Meena’s next trip will see her travelling to Nepal’s Province Number 2 where she is working with women survivors of acid attacks - women who could not afford to pay sufficient dowries. Challenges lie, as they always have, in convincing the families of women to allow them to attend Peace Circles. The Creators of Peace team has gone so far as to call women’s husbands working in Qatar, Malaysia and other countries to ask them to support their wives’ wishes to attend.
‘The families want each and every detail because they think we might teach them human rights activism and they might start fighting against their in laws,’ Meena explained. ‘Mostly, my response is that it’s not about rights. We just want to create bonding. We see that your daughter has the potential to mobilise your community for peace building, which could ultimately help you and your family. She can maintain harmony in her own generation’.
‘Even then, sometimes we do not succeed,’ said Meena. Another challenge is in the lack of resources. ‘We don’t always get a chance to follow up with specific cases,’ she noted. ‘And money is a big issue that affects it further.’

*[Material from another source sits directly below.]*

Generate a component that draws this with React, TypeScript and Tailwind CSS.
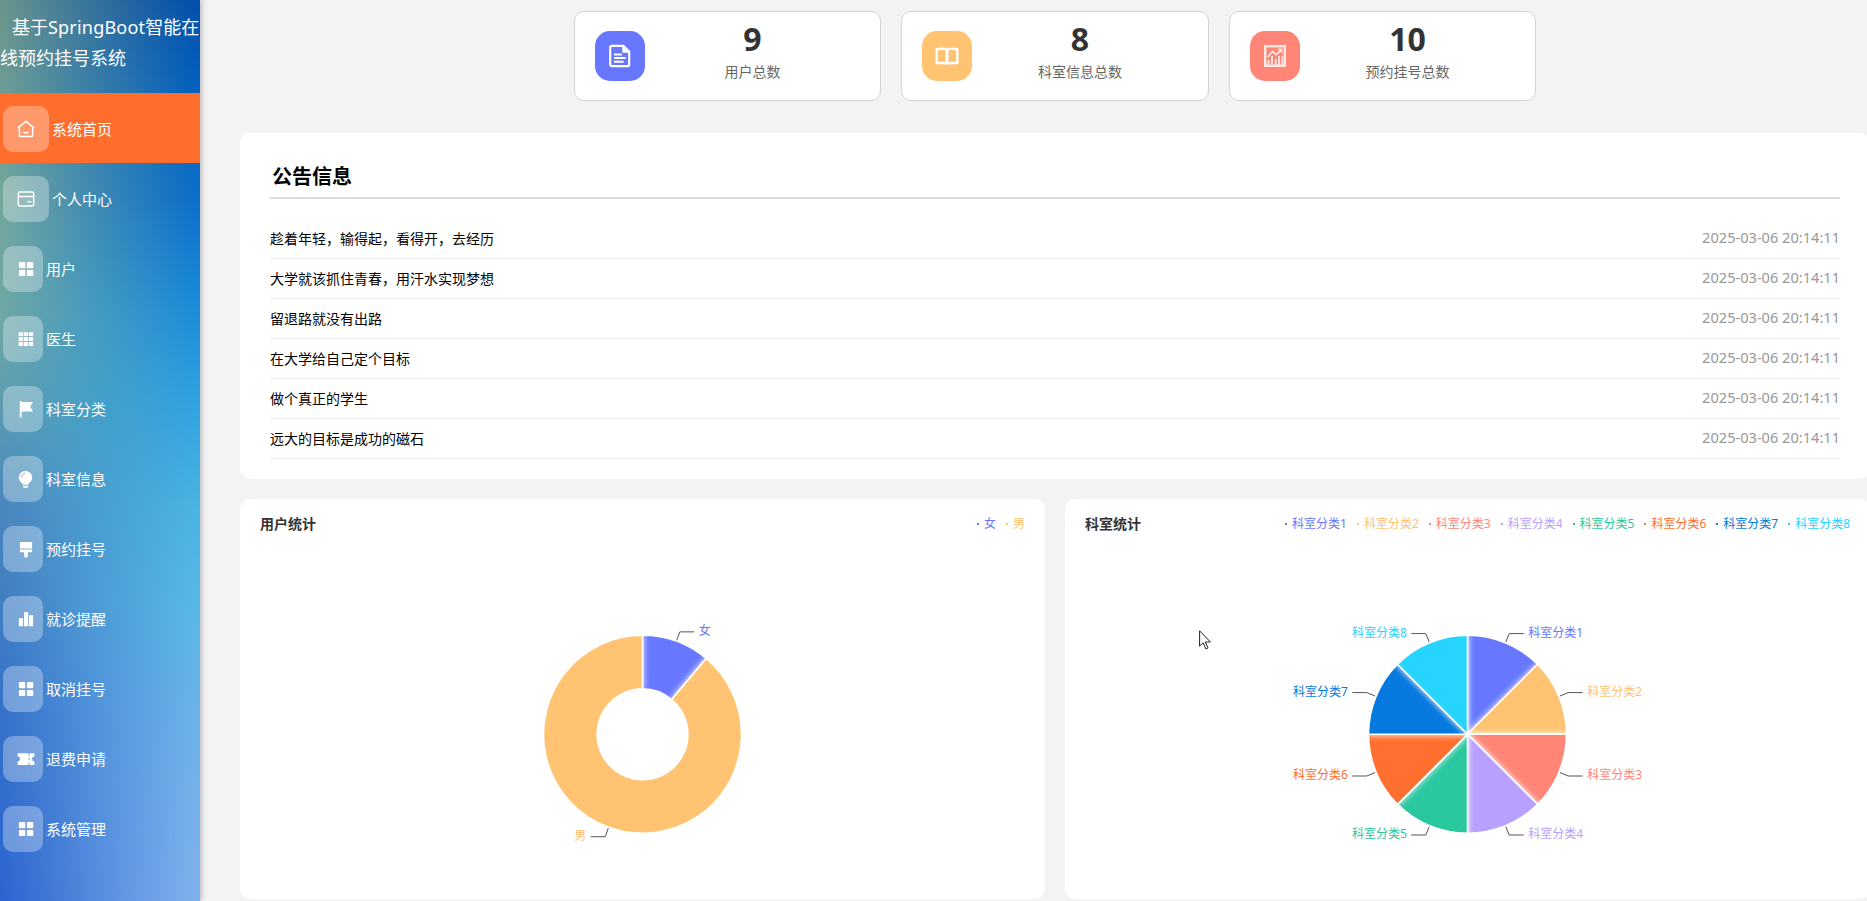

‘Healing is what I am here to do’
The kind of bonding among women and results that she observed through women’s participation in Peace Circles encouraged Meena to drop her other work roles and conduct Peace Circles full time, even using up her weekends for the events. She finds that the Peace Circles bring confidence and empowerment in a society where men dominate.
‘This is my passion,’ she said. ‘It is not a technical job where you can just read a manual. You need to put your heart, soul and head in it. And It’s not that the government isn’t doing anything. They are fulfilling a material need, but not addressing the inner healing process. Healing is what I am here to do.’
- Meena Sharma is President of the Institute of Human Rights Communication Nepal (IHRICON).